A front-page New York Times article reports on poverty amidst the oil boom in Texas, 50 years after Lyndon Johnson's War on Poverty. The Times article blames Republicans and the "philosophy of limited government" for the abject conditions of the state's poor:
despite the boom, Texas has some of the highest rates of poverty in the nation and ranks first in the percentage of residents without health insurance. Republican leaders have supported tapping the Rainy Day Fund for one-time investments in water and transportation infrastructure, but they have blocked attempts to use the fund for education and other services, arguing that it was designed to cover emergencies and not recurring expenses.
"Despite the bounty of the Eagle Ford, which is considerable and on the whole clearly positive, it is not a rising tide that lifts all boats," said Ray Perryman, a leading Texas economist and author based in Waco. He noted that Texas had long had a philosophy of limited government and an aversion to spending on social services, an attitude intensified by the current political environment.

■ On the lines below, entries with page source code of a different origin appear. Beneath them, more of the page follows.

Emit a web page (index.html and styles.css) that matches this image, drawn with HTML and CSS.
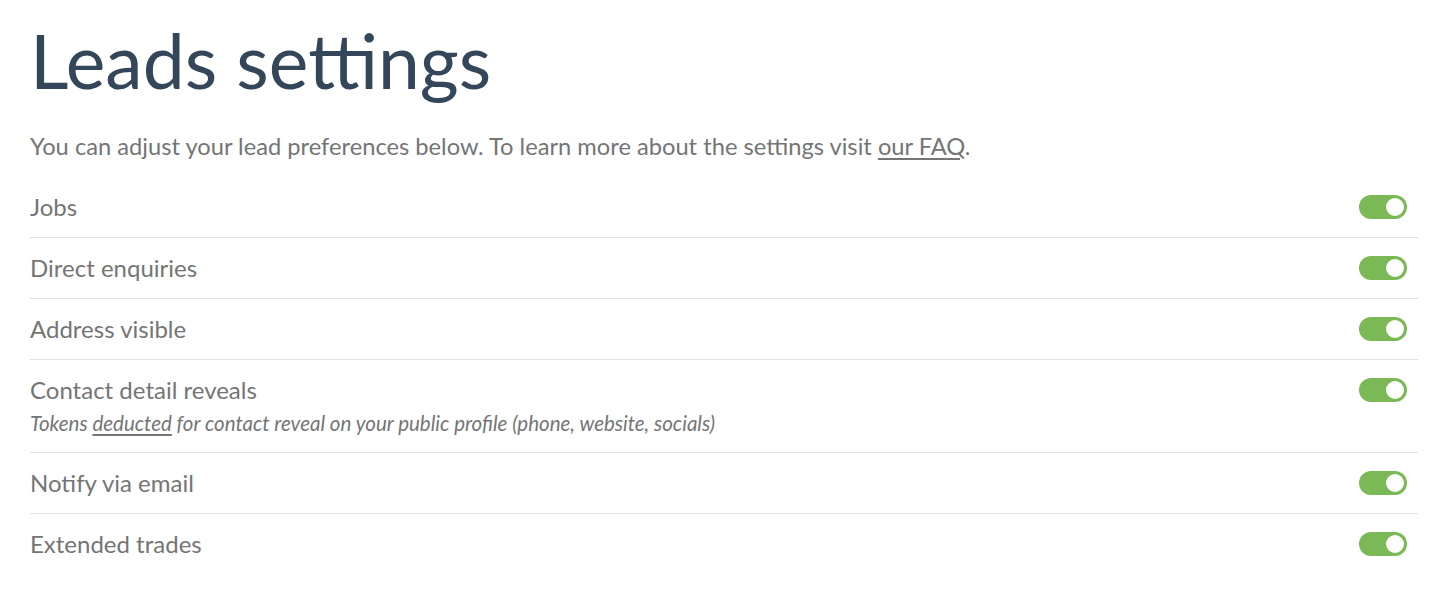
FILE: index.html
```html
<!DOCTYPE html>
<html lang="en">
<head>
<meta charset="utf-8">
<title>Leads settings</title>
<link rel="stylesheet" href="styles.css">
</head>
<body>
<main class="page">
  <h1 class="title">Leads settings</h1>
  <p class="intro">You can adjust your lead preferences below. To learn more about the settings visit <a href="#" class="link">our FAQ</a>.</p>
  <ul class="settings">
    <li class="row"><div class="label"><span class="name">Jobs</span></div><span class="toggle"><span class="knob"></span></span></li>
    <li class="row"><div class="label"><span class="name">Direct enquiries</span></div><span class="toggle"><span class="knob"></span></span></li>
    <li class="row"><div class="label"><span class="name">Address visible</span></div><span class="toggle"><span class="knob"></span></span></li>
    <li class="row"><div class="label"><span class="name">Contact detail reveals</span><span class="hint">Tokens <a href="#" class="link">deducted</a> for contact reveal on your public profile (phone, website, socials)</span></div><span class="toggle"><span class="knob"></span></span></li>
    <li class="row"><div class="label"><span class="name">Notify via email</span></div><span class="toggle"><span class="knob"></span></span></li>
    <li class="row"><div class="label"><span class="name">Extended trades</span></div><span class="toggle"><span class="knob"></span></span></li>
  </ul>
</main>
</body>
</html>
```

FILE: styles.css
```css
html, body {
  margin: 0;
  padding: 0;
  background: #ffffff;
}

body {
  font-family: "Lato", "Liberation Sans", sans-serif;
  color: #757575;
}

.page {
  padding: 15px 36px 0 30px;
}

.title {
  margin: 0;
  font-size: 75px;
  font-weight: 400;
  line-height: 90px;
  color: #34465a;
}

.intro {
  margin: 28px 0 0;
  font-size: 23.7px;
  line-height: 26px;
  color: #757575;
}

.link {
  color: #757575;
  text-decoration: underline;
  text-underline-offset: 3px;
}

.settings {
  list-style: none;
  margin: 18px 0 0;
  padding: 0;
}

.row {
  display: flex;
  align-items: flex-start;
  justify-content: space-between;
  padding: 15px 11px 15px 0;
  border-bottom: 1px solid #e3e3e3;
}

.row:last-child {
  border-bottom: none;
}

.label {
  display: flex;
  flex-direction: column;
}

.name {
  font-size: 24px;
  line-height: 30px;
}

.hint {
  margin-top: 4px;
  font-size: 20.5px;
  font-style: italic;
  line-height: 28px;
}

.toggle {
  margin-top: 3px;
  width: 48px;
  height: 24px;
  border-radius: 12px;
  background: #7ab955;
  display: flex;
  align-items: center;
  justify-content: flex-end;
  padding: 0 3px;
  box-sizing: border-box;
}

.knob {
  width: 18px;
  height: 18px;
  border-radius: 50%;
  background: #ffffff;
}
```
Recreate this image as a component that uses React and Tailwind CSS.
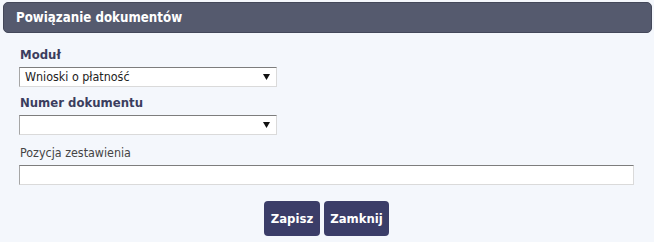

"Texas is not a good place to be poor, and there is little political appetite for change," he said.
It sounds at least plausible, perhaps — until one remembers another recent Times deep reportorial dive into the topic of poverty, the story of Dasani, an 11-year-old who lived for three years with her parents and seven siblings in a single room of a fetid homeless shelter in Fort Greene, Brooklyn. New York City, unlike Texas, has no "aversion to spending on social services," and its politics are dominated by the Democratic Party, not the Republican one. But New York City, by the Times account, isn't a good place to be poor, either, which makes one wonder why the Times is trying to score political points against Republicans or the "philosophy of limited government" in today's Texas story.
The whole phrase "philosophy of limited government" is itself something of a puzzler. What. after all, is the alternative? Does the Times favor a government without limits? It's not entirely clear that Texas Republicanism, with its enthusiasm for capital punishment and for laws prohibiting abortion, is exactly explainable by the phrase "philosophy of limited government." Further, "limited government" isn't something unique to Texas. The Constitution, which enumerates certain powers for the federal government and, in the Bill of Rights, expressly limits those powers, is an example of the philosophy of limited government. It applies to the entire United States.
Finally, absent from the Times story is any recognition or discussion of the fact that compared to Mexico or the rest of Latin America or lots of rural Asia and Africa, Texas is a good place to be poor, or at least a better place to be poor. By third-world standards, America's poor are rich. That doesn't make the Times article about poverty in Texas any less sad or heart-tugging, but it does seem a little odd for the Times to run this whole article deploring the horrible conditions in Texas without mentioning that tens of thousands of people are taking severe risks to sneak into America, past fences and border guards, across deserts, for the chance to experience them.